As Africa celebrated AU Day last week, it is time to ask if the recently signed African Continental Free Trade Area agreement stands a chance of solving the continent’s problems asks Kafui Gale-Zoyiku
On March 21, 2018, 44 African countries gathered in Kigali, Rwanda and signed a historic agreement, which established a free trade area – the world’s largest in terms of participating countries – and seen as vital to the continent’s economic development.
This agreement which is a culmination of two years of negotiations and meant to be one of the AU’s flagship projects for greater African integration has also seen 27 countries agree to the free movement of people across their borders, allowing nationals from other signatory nations to stay in their countries for up to 90 days.
“We have come here to fulfil the aspiration of our peoples for integration and unity,” said Moussa Faki Mahamat, chairman of the AU commission.
Though the pact will eliminate tariffs on 90% of products, liberalise services and reduce non-tariff barriers, a second phase of negotiations will focus on investment, competition and intellectual property rights. But 11 African countries including Nigeria and South Africa opted out.
According to experts, Nigeria and South Africa, two of the largest economies and population groups on the continent are pussy-footing with Nigeria’s President Muhammadu Buhari being the most hesitant and was therefore not in Kigali.
They reported that a strong lobby from both the Manufacturing Association of Nigeria (MAN) and the umbrella body for local unions, Nigerian Labour Council (NLC) raised concerns over their fears that certain measures within the AfCFTA agreement would collapse local industries and create job losses while the reduction of trade tariffs by 90 percent would encourage importation of consumer goods, which will ultimately undermine local manufacturers and the markets.
The West African economic giant also believed that joining AfCFTA must involve the whole value chain including agricultural producers in the rice and poultry sectors along with the Governors’ Forum. Other key elements to be involved in further consultations are the National Association of Chambers of Commerce, Industry, Mines and Agriculture; Federal Inland Revenue Service; Nigeria Ports Authority; Nigeria Customs Service and Nigeria Immigration Service, according to reports.
South Africa has indicated as well that, there needs to be more negotiations and evaluations by national interests. President Cyril Ramaphosa did attend the conference and pledged support in principle for the idea of a free trade zone in Africa.
Nevertheless, he emphasised in Kigali “all that holds us back from signing the actual agreement is our own consultation process. We still need to consult at home, to consult in Cabinet, to consult our various partners at Nedlac (the body comprising government, business, labour and community organisations), but also to finally consult our parliamentarians, so we are really just going through what you would call the ‘clean-up process,” he was quoted as saying.

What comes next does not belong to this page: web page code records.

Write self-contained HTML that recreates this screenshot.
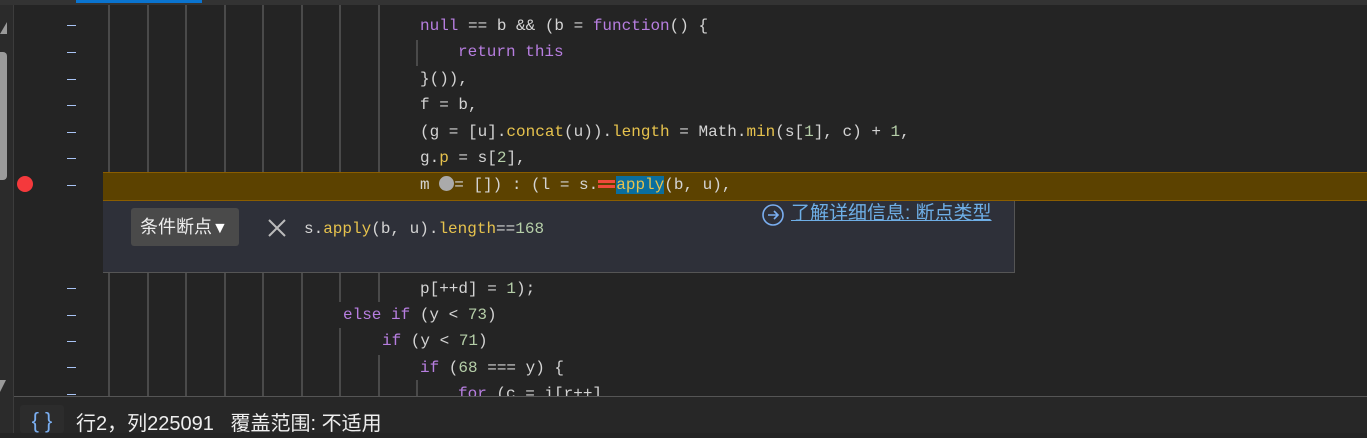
<!DOCTYPE html>
<html><head><meta charset="utf-8"><style>
body{margin:0;width:1367px;height:433px;background:#242424;overflow:hidden;position:relative;font-family:"Liberation Mono",monospace;}
.a{position:absolute}
.ln{position:absolute;height:26px;line-height:26px;font-size:16px;color:#d4d4d4;white-space:pre;}
.k{color:#b77ee0}.f{color:#e6c24d}.n{color:#b5cea8}
.g{position:absolute;width:2px;background:#4a4a4a}
.d{position:absolute;left:67px;width:9px;height:1px;background:#a9c4f5}
</style></head><body>
<div class="a" style="left:0;top:0;width:1367px;height:5px;background:#333"></div>
<div class="a" style="left:76px;top:0;width:126px;height:3px;background:#0a74d0"></div>
<div class="a" style="left:0;top:5px;width:13px;height:428px;background:#2b2b2b"></div>
<div class="a" style="left:13px;top:5px;width:1px;height:428px;background:#3c3c3c"></div>
<div class="a" style="left:0;top:52px;width:7px;height:128px;background:#9a9a9a;border-radius:0 4px 4px 0"></div>
<div class="a" style="left:0;top:22px;width:0;height:0;border-left:7px solid transparent;border-bottom:12px solid #9a9a9a"></div>
<div class="a" style="left:0;top:380px;width:0;height:0;border-right:6px solid transparent;border-top:12px solid #9a9a9a"></div>
<div class="g" style="left:108px;top:5px;height:391px"></div>
<div class="g" style="left:147px;top:5px;height:391px"></div>
<div class="g" style="left:185px;top:5px;height:391px"></div>
<div class="g" style="left:224px;top:5px;height:391px"></div>
<div class="g" style="left:262px;top:5px;height:391px"></div>
<div class="g" style="left:301px;top:5px;height:391px"></div>
<div class="g" style="left:339px;top:5px;height:297px"></div>
<div class="g" style="left:339px;top:328px;height:68px"></div>
<div class="g" style="left:378px;top:5px;height:297px"></div>
<div class="g" style="left:378px;top:355px;height:41px"></div>
<div class="g" style="left:416px;top:40px;height:26px"></div>
<div class="g" style="left:416px;top:380px;height:16px"></div>
<div class="d" style="top:25px"></div><div class="d" style="top:52px"></div><div class="d" style="top:79px"></div><div class="d" style="top:105px"></div><div class="d" style="top:132px"></div><div class="d" style="top:158px"></div><div class="d" style="top:185px"></div><div class="d" style="top:288px"></div><div class="d" style="top:315px"></div><div class="d" style="top:341px"></div><div class="d" style="top:367px"></div><div class="d" style="top:394px"></div>
<div class="a" style="left:103px;top:172px;width:1264px;height:27px;background:#5c4200;border-top:1px solid #8a5d00;border-bottom:1px solid #8a5d00"></div>
<div class="a" style="left:17px;top:176px;width:16px;height:16px;border-radius:50%;background:#f4393c"></div>
<div class="ln" style="left:420px;top:13px"><span class="k">null</span> == b &amp;&amp; (b = <span class="k">function</span>() {</div>
<div class="ln" style="left:458px;top:39px"><span class="k">return this</span></div>
<div class="ln" style="left:420px;top:66px">}()),</div>
<div class="ln" style="left:420px;top:92px">f = b,</div>
<div class="ln" style="left:420px;top:119px">(g = [u].<span class="f">concat</span>(u)).<span class="f">length</span> = Math.<span class="f">min</span>(s[<span class="n">1</span>], c) + <span class="n">1</span>,</div>
<div class="ln" style="left:420px;top:145px">g.<span class="f">p</span> = s[<span class="n">2</span>],</div>
<div class="ln" style="left:420px;top:172px">m <span style="display:inline-block;width:15px;height:15px;border-radius:50%;background:#aaa;vertical-align:-2px"></span>= []) : (l = s.<span style="display:inline-block;width:17px;height:8px;border-top:3px solid #f04a3a;border-bottom:3px solid #f04a3a;box-sizing:border-box;vertical-align:1px;margin-right:1px"></span><span class="f" style="background:#0a6e9e">apply</span>(b, u),</div>
<div class="ln" style="left:420px;top:276px">p[++d] = <span class="n">1</span>);</div>
<div class="ln" style="left:343px;top:302px"><span class="k">else if</span> (y &lt; <span class="n">73</span>)</div>
<div class="ln" style="left:382px;top:328px"><span class="k">if</span> (y &lt; <span class="n">71</span>)</div>
<div class="ln" style="left:420px;top:355px"><span class="k">if</span> (<span class="n">68</span> === y) {</div>
<div class="ln" style="left:458px;top:381px"><span class="k">for</span> (c = i[r++]</div>
<div class="a" style="left:103px;top:201px;width:911px;height:71px;background:#2e3039;border-right:1px solid #555;border-bottom:1px solid #555"></div>
<div class="a" style="left:131px;top:208px;width:108px;height:38px;background:#4a4a4a;border-radius:3px;color:#eee;font:18px 'Liberation Sans','Noto Sans CJK SC',sans-serif;line-height:38px;text-indent:9px;white-space:nowrap">条件断点<span style="font-size:16px;color:#fff">▼</span></div>
<svg class="a" style="left:266px;top:217px" width="22" height="22"><path d="M3 3L19 19M19 3L3 19" stroke="#bbb" stroke-width="2"/></svg>
<div class="ln" style="left:304px;top:216px">s.<span class="f">apply</span>(b, u).<span class="f">length</span>==<span class="n">168</span></div>
<svg class="a" style="left:761px;top:203px" width="24" height="24"><circle cx="12" cy="12" r="10" fill="none" stroke="#7aaef0" stroke-width="1.6"/><path d="M7 12H17M13 8L17 12L13 16" fill="none" stroke="#7aaef0" stroke-width="1.6"/></svg>
<div class="a" style="left:791px;top:201px;color:#6eaee6;font:19px 'Liberation Sans','Noto Sans CJK SC',sans-serif;line-height:26px;text-decoration:underline;white-space:nowrap">了解详细信息: 断点类型</div>
<div class="a" style="left:14px;top:396px;width:1353px;height:1px;background:#555"></div>
<div class="a" style="left:14px;top:397px;width:1353px;height:36px;background:#272727"></div>
<div class="a" style="left:20px;top:405px;width:44px;height:28px;background:#2c2c2c;border-radius:3px;color:#7aaef0;font:22px 'Liberation Sans',sans-serif;text-align:center;line-height:32px">{ }</div>
<div class="a" style="left:76px;top:410px;color:#eee;font:20px 'Liberation Sans','Noto Sans CJK SC',sans-serif;line-height:28px;white-space:pre">行2，列225091   覆盖范围: 不适用</div>
</body></html>
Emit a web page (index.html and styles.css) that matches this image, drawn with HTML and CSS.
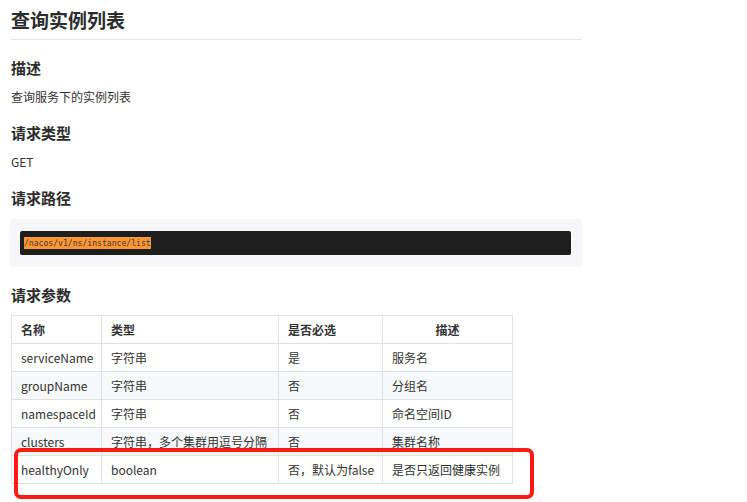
FILE: index.html
```html
<!DOCTYPE html>
<html lang="zh">
<head>
<meta charset="utf-8">
<link rel="stylesheet" href="styles.css">
</head>
<body>
<div class="doc">
  <h1 class="title">查询实例列表</h1>
  <h3 class="sec">描述</h3>
  <p class="txt">查询服务下的实例列表</p>
  <h3 class="sec">请求类型</h3>
  <p class="txt">GET</p>
  <h3 class="sec">请求路径</h3>
  <div class="code-wrap"><pre class="code"><span class="hl">/nacos/v1/ns/instance/list</span></pre></div>
  <h3 class="sec">请求参数</h3>
  <div class="table-wrap">
    <table class="params">
      <colgroup><col class="c1"><col class="c2"><col class="c3"><col class="c4"></colgroup>
      <thead>
        <tr><th>名称</th><th>类型</th><th>是否必选</th><th class="center">描述</th></tr>
      </thead>
      <tbody>
        <tr><td>serviceName</td><td>字符串</td><td>是</td><td>服务名</td></tr>
        <tr class="alt"><td>groupName</td><td>字符串</td><td>否</td><td>分组名</td></tr>
        <tr><td>namespaceId</td><td>字符串</td><td>否</td><td>命名空间ID</td></tr>
        <tr class="alt"><td>clusters</td><td>字符串，多个集群用逗号分隔</td><td>否</td><td>集群名称</td></tr>
        <tr><td>healthyOnly</td><td>boolean</td><td>否，默认为false</td><td>是否只返回健康实例</td></tr>
      </tbody>
    </table>
    <div class="mark"></div>
  </div>
</div>
</body>
</html>
```
FILE: styles.css
```css
html, body {
  margin: 0;
  padding: 0;
  background: #fff;
}
body {
  font-family: "Noto Sans CJK SC", "Noto Sans", sans-serif;
  color: #333;
  font-size: 12px;
  min-height: 502px;
}
.doc {
  width: 571px;
  padding: 8px 0 24px 11px;
}
.title {
  margin: 0;
  font-size: 19px;
  font-weight: bold;
  line-height: 24px;
  padding-bottom: 7px;
  border-bottom: 1px solid #e4e6ea;
  color: #2c2c2c;
}
.sec {
  margin: 18px 0 0 0;
  font-size: 15px;
  font-weight: bold;
  line-height: 20px;
  color: #2c2c2c;
}
.txt {
  margin: 11px 0 0 0;
  font-size: 12px;
  line-height: 16px;
  color: #333;
}
.code-wrap {
  margin: 11px 0 0 -1px;
  background: #f6f7f9;
  border-radius: 3px;
  padding: 12px 11px 12px 10px;
}
.code {
  margin: 0;
  background: #1e1e1e;
  border-radius: 2px;
  padding: 6px 4px;
  font-family: "DejaVu Sans Mono", "Liberation Mono", monospace;
  font-size: 8.1px;
  line-height: 12px;
  color: #6a6a6a;
}
.hl {
  background: #ff9632;
  color: #3a3a3a;
  display: inline-block;
  line-height: 12px;
}
.table-wrap {
  position: relative;
  margin-top: 10px;
}
.params {
  border-collapse: collapse;
  table-layout: fixed;
  width: 501px;
  font-size: 12px;
  color: #333;
}
.c1 { width: 90px; }
.c2 { width: 177px; }
.c3 { width: 104px; }
.c4 { width: 130px; }
.params th, .params td {
  border: 1px solid #dfe2e5;
  height: 27px;
  padding: 0 0 0 9px;
  text-align: left;
  font-weight: normal;
  line-height: 16px;
  white-space: nowrap;
}
.params th {
  font-weight: bold;
}
.params th.center {
  text-align: center;
  padding: 0;
}
.params tr.alt td {
  background: #f6f8fa;
}
.mark {
  position: absolute;
  left: 3px;
  top: 133px;
  width: 512px;
  height: 43px;
  border: 4px solid #ff1a14;
  border-radius: 7px;
}
```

Nigeria most especially must be worried. It has experienced imported rice, repackaged as Thai rice, smuggled into the country through the Republic of Benin.
Nevertheless, what does the signatories stand to gain? The 55 AU members have created a trade bloc worth 2 trillion Euros with a population of 1.2 billion people, doing only about 16 percent of their business with each other and with average tariffs of 6.1 per cent, businesses currently pay higher tariffs when they export within Africa than when they export outside it, according to the AU.
“If we remove customs and duties by 2022, the level of intra-African trade will increase by 60 percent, which is very, very significant,” Muchanga told AFP in an interview before the summit.
But the biggest impediments to the success of AfCFTA are more related to the inability of Africa to have created her own trading currency. As it is now, the international finance capital will continue to hold sway as it will determine the value of goods and services and exchange rates. This will make the so-called phenomenal growth in the fortunes of the continent in the past two decades will pale into insignificance and irrelevancy.
Africa being an exporter of primary products will not benefit from this arrangement no matter how beautiful it sounds especially when viewed against the backdrop of creating a prosperous Africa. The decline in commodity prices and sometimes their fluctuating prices all have culminated in the erosion of the little gains made under foreign direct investment (FDI) in recent years.
Oil and gas exportation which has boosted the economies of the likes Algeria, Angola, Nigeria, Gabon and Equatorial Guinea is no more lucrative as there is a glut on the international market due to the exploration of shale gas and oil by the United States. It is only during crises times that the prices of some of these commodities rise, giving the producing economies some respite.
South Africa and Nigeria are just emerging from recession while others like Mozambique are going through a period they are being compelled to renegotiate their loans and bonds.
Despite new oil and gas finds, all over the continent along with other minerals, the prognosis does not look like the AfCFTA will perform any magic in the immediate terms.
Basic questions relating to the existing structural barriers are not being addressed while no-one has given a clue as to how the treaty will inure to the long-term benefit of the farmers, the youth and workers by improving their living standards.
It is an answer to these crucial questions that will determine the long-term relevance of the African Continental Free Trade Area agreement.